A Dürr industrial robot glues a window onto a Fiat car

US auto industry buys half of all industrial robots, says IFR

dürr robot

The US auto sector “buys every second industrial robot” sold, according to a report by the International Federation of Robotics (IFR)

The US economy is one of the front-runners in the global automation race. By 2018, the number of industrial robots sold will, on average, rise by at least five per cent per annum, to a new record of 31,000 units (2014: 26,202). 

About one-half of these will be installed by car makers and their suppliers. Viewed according to robotic density – meaning the number of industrial robots per 10,000 employees – the US automotive industry, with 1,141 units, already ranks third in the world’s national economies after Germany (1,149 units) and Japan (1,414 units). These are the calculations published in the report 2015 World Robot Statistics, issued by IFR.

Robot density in the automotive manufacturing industry
Robot density in the automotive manufacturing industry

In the most recently published annual economic report of the US president to Congress, the White House underlines the central role played by robotics in the economic growth of the US.

Therefore as far as technology and innovation are concerned, it is the increased deployment of robots – alongside digital communications technology – that will prove to be the decisive factor of success in the robust growth of production in the US. The economic experts see great potential in various economic sectors.

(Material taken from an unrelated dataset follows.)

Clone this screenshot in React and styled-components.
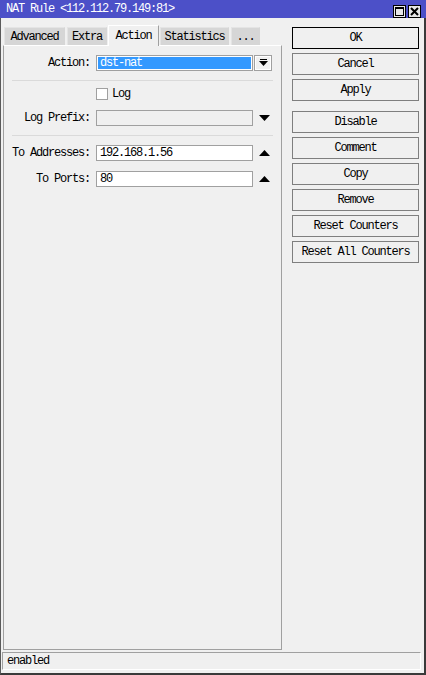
import React from 'react';
import styled, { createGlobalStyle } from 'styled-components';

const Global = createGlobalStyle`
    html, body { margin: 0; padding: 0; background: #f0f0f0; }
    * { box-sizing: border-box; }
    body {
        font-family: "Liberation Mono", "DejaVu Sans Mono", monospace;
        font-size: 12px;
        letter-spacing: -1.2px;
        color: #000;
    }
`;

const Window = styled.div`
    width: 426px;
    height: 675px;
    display: flex;
    flex-direction: column;
    background: #f0f0f0;
    border-left: 1px solid #5a5a5a;
    border-right: 2px solid #3a3a3a;
    border-bottom: 2px solid #3a3a3a;
`;

const TitleBar = styled.div`
    height: 18px;
    margin: 0 -2px 0 -1px;
    background: #4c50c8;
    color: #fff;
    display: flex;
    align-items: center;
    justify-content: space-between;
    padding: 0 5px 0 6px;
`;

const TitleText = styled.span`
    line-height: 18px;
`;

const TitleButtons = styled.div`
    display: flex;
    gap: 2px;
    margin-top: 4px;
`;

const TitleButton = styled.div`
    width: 13px;
    height: 13px;
    background: #e8e8e8;
    border: 1px solid #000;
    display: flex;
    align-items: center;
    justify-content: center;
`;

const Main = styled.div`
    flex: 1;
    display: flex;
    padding-left: 2px;
    min-height: 0;
`;

const LeftArea = styled.div`
    width: 279px;
    display: flex;
    flex-direction: column;
    padding-top: 6px;
`;

const Tabs = styled.div`
    display: flex;
    align-items: flex-end;
    height: 21px;
    padding-left: 1px;
`;

const Tab = styled.div`
    width: ${p => p.w}px;
    height: ${p => (p.active ? 21 : 18)}px;
    margin-right: ${p => p.gap ?? 2}px;
    margin-bottom: ${p => (p.active ? -1 : 0)}px;
    background: ${p => (p.active ? '#f0f0f0' : '#d6d6d6')};
    border-top: 1px solid ${p => (p.active ? '#ffffff' : '#e4e4e4')};
    border-left: 1px solid ${p => (p.active ? '#ffffff' : '#e4e4e4')};
    border-right: 1px solid ${p => (p.active ? '#a0a0a0' : '#d6d6d6')};
    position: relative;
    z-index: ${p => (p.active ? 2 : 1)};
    display: flex;
    align-items: center;
    justify-content: center;
    line-height: 1;
    padding-top: ${p => (p.active ? 0 : 1)}px;
`;

const Panel = styled.div`
    flex: 1;
    border-top: 1px solid #ffffff;
    border-left: 1px solid #a0a0a0;
    border-right: 1px solid #a0a0a0;
    border-bottom: 1px solid #a0a0a0;
    padding-top: 9px;
    display: flex;
    flex-direction: column;
`;

const Row = styled.div`
    display: flex;
    align-items: center;
    height: ${p => p.h || 16}px;
    margin-top: ${p => p.mt || 0}px;
`;

const Label = styled.div`
    width: 86px;
    text-align: right;
    margin-right: 6px;
    white-space: nowrap;
`;

const Field = styled.div`
    width: 157px;
    height: 16px;
    border: 1px solid #a0a0a0;
    background: ${p => (p.selected ? '#3399ff' : p.disabled ? '#f0f0f0' : '#ffffff')};
    box-shadow: ${p => (p.selected ? 'inset 0 0 0 1px #ffffff' : 'none')};
    color: ${p => (p.selected ? '#ffffff' : '#000')};
    padding-left: 3px;
    line-height: 14px;
    white-space: nowrap;
`;

const DropButton = styled.div`
    width: 18px;
    height: 16px;
    margin-left: 1px;
    border: 1px solid #a0a0a0;
    box-shadow: inset 0 0 0 1px #ffffff;
    background: #f0f0f0;
    display: flex;
    align-items: center;
    justify-content: center;
`;

const Arrow = styled.div`
    width: 18px;
    margin-left: 2px;
    display: flex;
    align-items: center;
    justify-content: center;
`;

const Separator = styled.div`
    height: 1px;
    background: #dadada;
    margin: ${p => p.m || '9px 8px 7px 8px'};
`;

const CheckBox = styled.div`
    width: 12px;
    height: 12px;
    border: 1px solid #a0a0a0;
    background: #ffffff;
    margin-left: 92px;
    margin-right: 4px;
`;

const RightColumn = styled.div`
    width: 127px;
    margin-left: 10px;
    padding-top: 9px;
    display: flex;
    flex-direction: column;
`;

const Button = styled.div`
    height: 22px;
    border: 1px solid ${p => (p.focused ? '#000000' : '#7f7f7f')};
    background: #f0f0f0;
    display: flex;
    align-items: center;
    justify-content: center;
    margin-bottom: ${p => p.mb ?? 4}px;
    white-space: nowrap;
`;

const StatusBar = styled.div`
    height: 18px;
    margin: 2px 3px 3px 1px;
    border-top: 1px solid #a0a0a0;
    border-left: 1px solid #a0a0a0;
    border-bottom: 1px solid #ffffff;
    border-right: 1px solid #ffffff;
    padding-left: 4px;
    display: flex;
    align-items: center;
`;

const DropIcon = () => (
    <svg width="9" height="8" viewBox="0 0 9 8">
        <rect x="1" y="0" width="7" height="1" fill="#000" />
        <polygon points="0,2 9,2 4.5,7" fill="#000" />
    </svg>
);

const TriDown = () => (
    <svg width="11" height="6" viewBox="0 0 11 6">
        <polygon points="0,0 11,0 5.5,6" fill="#000" />
    </svg>
);

const TriUp = () => (
    <svg width="11" height="6" viewBox="0 0 11 6">
        <polygon points="0,6 11,6 5.5,0" fill="#000" />
    </svg>
);

const tabs = [
    { name: 'Advanced', w: 61 },
    { name: 'Extra', w: 40, gap: 1 },
    { name: 'Action', w: 51, active: true, gap: 1 },
    { name: 'Statistics', w: 69 },
    { name: '...', w: 29 },
];

const buttons = [
    { name: 'OK', focused: true },
    { name: 'Cancel' },
    { name: 'Apply', mb: 10 },
    { name: 'Disable' },
    { name: 'Comment' },
    { name: 'Copy' },
    { name: 'Remove' },
    { name: 'Reset Counters' },
    { name: 'Reset All Counters' },
];

export default function App() {
    return (
        <>
            <Global />
            <Window>
                <TitleBar>
                    <TitleText>NAT Rule &lt;112.112.79.149:81&gt;</TitleText>
                    <TitleButtons>
                        <TitleButton>
                            <svg width="9" height="9" viewBox="0 0 9 9">
                                <rect x="0.5" y="0.5" width="8" height="8" fill="none" stroke="#000" />
                                <rect x="0" y="0" width="9" height="2" fill="#000" />
                            </svg>
                        </TitleButton>
                        <TitleButton>
                            <svg width="9" height="9" viewBox="0 0 9 9">
                                <path d="M1 1 L8 8 M8 1 L1 8" stroke="#000" strokeWidth="2" />
                            </svg>
                        </TitleButton>
                    </TitleButtons>
                </TitleBar>
                <Main>
                    <LeftArea>
                        <Tabs>
                            {tabs.map(t => (
                                <Tab key={t.name} w={t.w} active={t.active} gap={t.gap}>
                                    {t.name}
                                </Tab>
                            ))}
                        </Tabs>
                        <Panel>
                            <Row>
                                <Label>Action:</Label>
                                <Field selected>dst-nat</Field>
                                <DropButton>
                                    <DropIcon />
                                </DropButton>
                            </Row>
                            <Separator />
                            <Row h={12}>
                                <CheckBox />
                                <span>Log</span>
                            </Row>
                            <Row mt={10}>
                                <Label>Log Prefix:</Label>
                                <Field disabled />
                                <Arrow>
                                    <TriDown />
                                </Arrow>
                            </Row>
                            <Separator m="9px 8px 9px 8px" />
                            <Row>
                                <Label>To Addresses:</Label>
                                <Field>192.168.1.56</Field>
                                <Arrow>
                                    <TriUp />
                                </Arrow>
                            </Row>
                            <Row mt={10}>
                                <Label>To Ports:</Label>
                                <Field>80</Field>
                                <Arrow>
                                    <TriUp />
                                </Arrow>
                            </Row>
                        </Panel>
                    </LeftArea>
                    <RightColumn>
                        {buttons.map(b => (
                            <Button key={b.name} focused={b.focused} mb={b.mb}>
                                {b.name}
                            </Button>
                        ))}
                    </RightColumn>
                </Main>
                <StatusBar>enabled</StatusBar>
            </Window>
        </>
    );
}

The automobile industry is currently displaying the fastest rate of modernisation within Nafta (the US, Canada and Mexico).

Fifty-five percent of the total demand for industrial robots comes from the auto sector alone. One fourth of these units is installed by car makers – the greatest demand is, by far and away found in the supply industry. The drive towards automation has been running at full pelt for five years now.

This is enabling car manufacturers and suppliers in the US to supply the world’s largest domestic market and to produce the greatest number of cars and light commercial vehicles after China.

The US is witnessing very intense investment in the technical renewal of its domestic manufacturing, aimed at improving competitiveness and partly at regaining capacities from abroad.

A Fanuc robot in an automotive manufacturing plant
A Fanuc robot in an automotive manufacturing plant

The automotive supply industry is providing a strong impetus to the deployment of robotic technology in North America. Investments within Nafta have increased by about 40 per cent every year since 2010, and are forecast to continue rising in coming years.

The primary drivers of industrial robot investments among automotive suppliers are new quality standards, more energy efficient production and new materials. Not to forget that foreign suppliers have been at work for a good five years now in expanding their production capacities with the aid of robotic technology, so that they can be closer to their crucial customer base.

“Clearly the Automotive industry continues to drive innovation in the automation arena and need for optimization, quality, adaptability and flexibility,” says Joe Gemma, president of IFR.

“The need from the OEM’s has filtered down to the supplier base to work on improved quality, flexibility and process optimization fostering the requirement for automation technologies to meet the demands as well as quicker deliveries and adapting to a dynamic environment.”